あと、ロックシード側の影響を受けるのか龍玄Wアームズが「さあ、お前の罪を数えろ」と言ったり、斬月フォーゼアームズが「宇宙キ……たとでも言っておこうか」とか言って劇場の笑いを誘ったりしている中、個性付けが「セイヤー!」だけのバロンオーズアームズの微妙感が……


VS木

GOSHINBOKUと蓮華座合体した武神鎧武に立ち向かうのは鎧武ウィザードアームズと、ウィザードインフィニティードラゴンゴールド! 後者はこれまた唐突な登場ですが、晴人の魔法使いとしてのレベルが上がった証だったりするんだろうか。あるいはアンダーワールドに置いてきた賢者の石が力を貸してくれたか……?

今回は新ロックビークル・ダンデライナーを用いる鎧武ですが、こちらの入手経緯はGOSHINBOKU近くに生えていたヘルヘイムの実をもいだらロックビークル化したという状態。ロックビークルも実だったのか……


武神の力を得て

武神鎧武は自らの身を割いて鎧武とウィザードを体内に喰らおうとするが、GOSHINBOKUに封じ込められた武神ライダーズの力が逆に二人をパワーアップさせる。

トドメはスイカアームズ大玉モードをストライクエンドで蹴り飛ばす合体攻撃! ウィザードラゴンが現実世界で実体化しているのは武神ライダーズの力を受けた一時的な物でしょう、多分。


戦い終わって

斬月兄さんは先に帰り、紘汰たちはロックビークル、晴人たちはテレポートウィザードリングで元の世界へと……

でもって仁藤はヘルヘイムの実(未加工)を籠に詰めてビーストドライバーに食わせてました。どうもキマイラにとっては魔力より美味しいらしい。これを栽培すればファントム倒して魔力喰わなくても自給自足できるね!

……ヘルヘイムの実に関してのキナ臭さを考えるとそれでいいのかと思ったり、でもまあ何か魔力代わりになるのも納得できたり。


帰ってみれば

他のアーマードライダーが留守にしている間にグリドンと黒影が天下を取ろうとしていたので、そうはさせじと鎧武たちが参戦して〆!

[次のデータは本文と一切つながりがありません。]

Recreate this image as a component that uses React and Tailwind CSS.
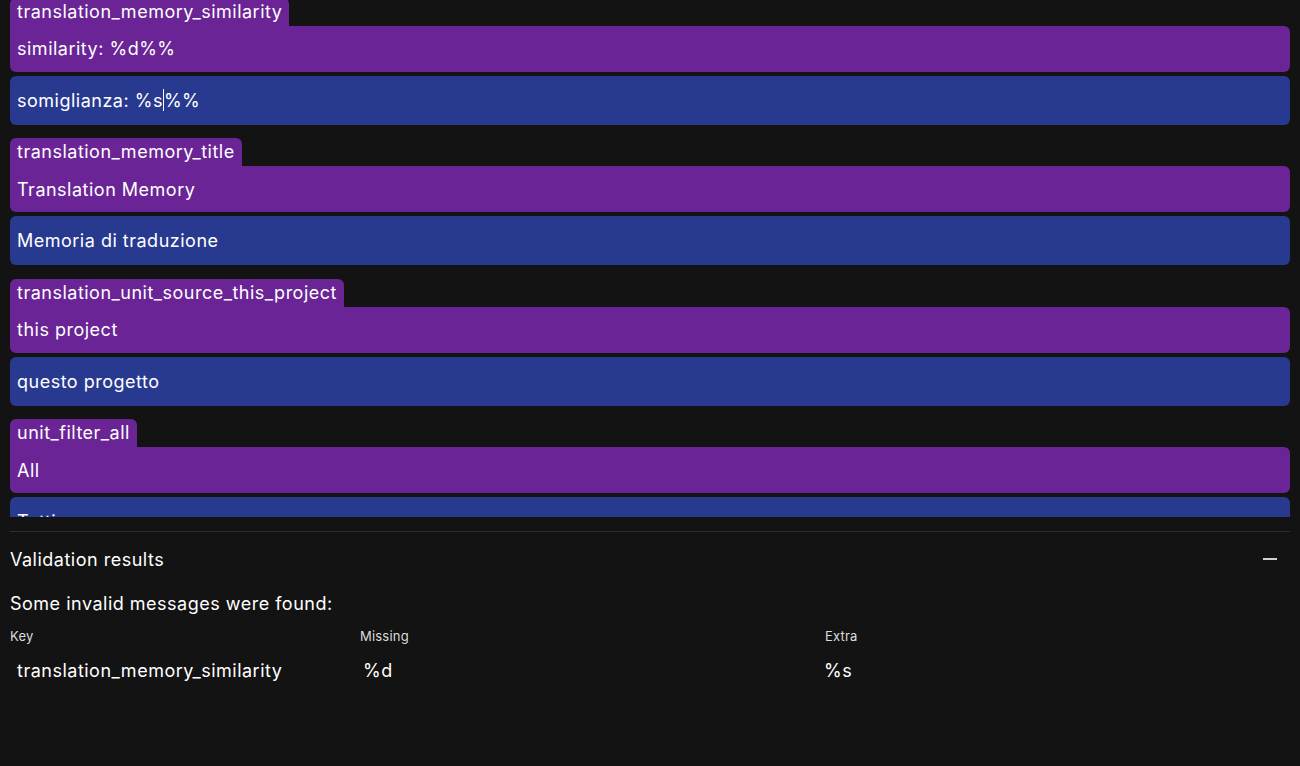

……なんかこう、インベスゲームやライダーバトルがある程度健全なスポーツであるかのように描かれていますが、武装戦士同士の地下格闘と解釈すると一気にアレな絵面に……


というわけで

戦国MOVIE大合戦でした!

ウィザードパートは本編でも綺麗に終わっているわけですが、そこにちゃんと「さらなるフィナーレ」が描かれたこともあり、ウィザードファン必見のものとなっています。

そして鎧武パートというか戦極世界は……設定がとにかくぶっ飛んでいるのと、どうしても作品の性格上互いにフィードバックしない番外編として見るしかないことを呑み込み、かつ戦国乱世の論理に共感出来れば楽しく観られるんじゃないかな、と思います。


終わってみて

3歳児くらいだと日付や時間の概念が曖昧で。

SH大戦Zや夏の劇場版は見たかも知れないけれど去年のMOVIE大戦は観ていないって層もいて。

毎回SHTでバンバンCMやってるから印象深いこともあって。

終わった瞬間に三ヶ所くらいで男児が「あれ、キョウリュウジャー(VSゴーバスターズ)は?」とか言い出して吹いた。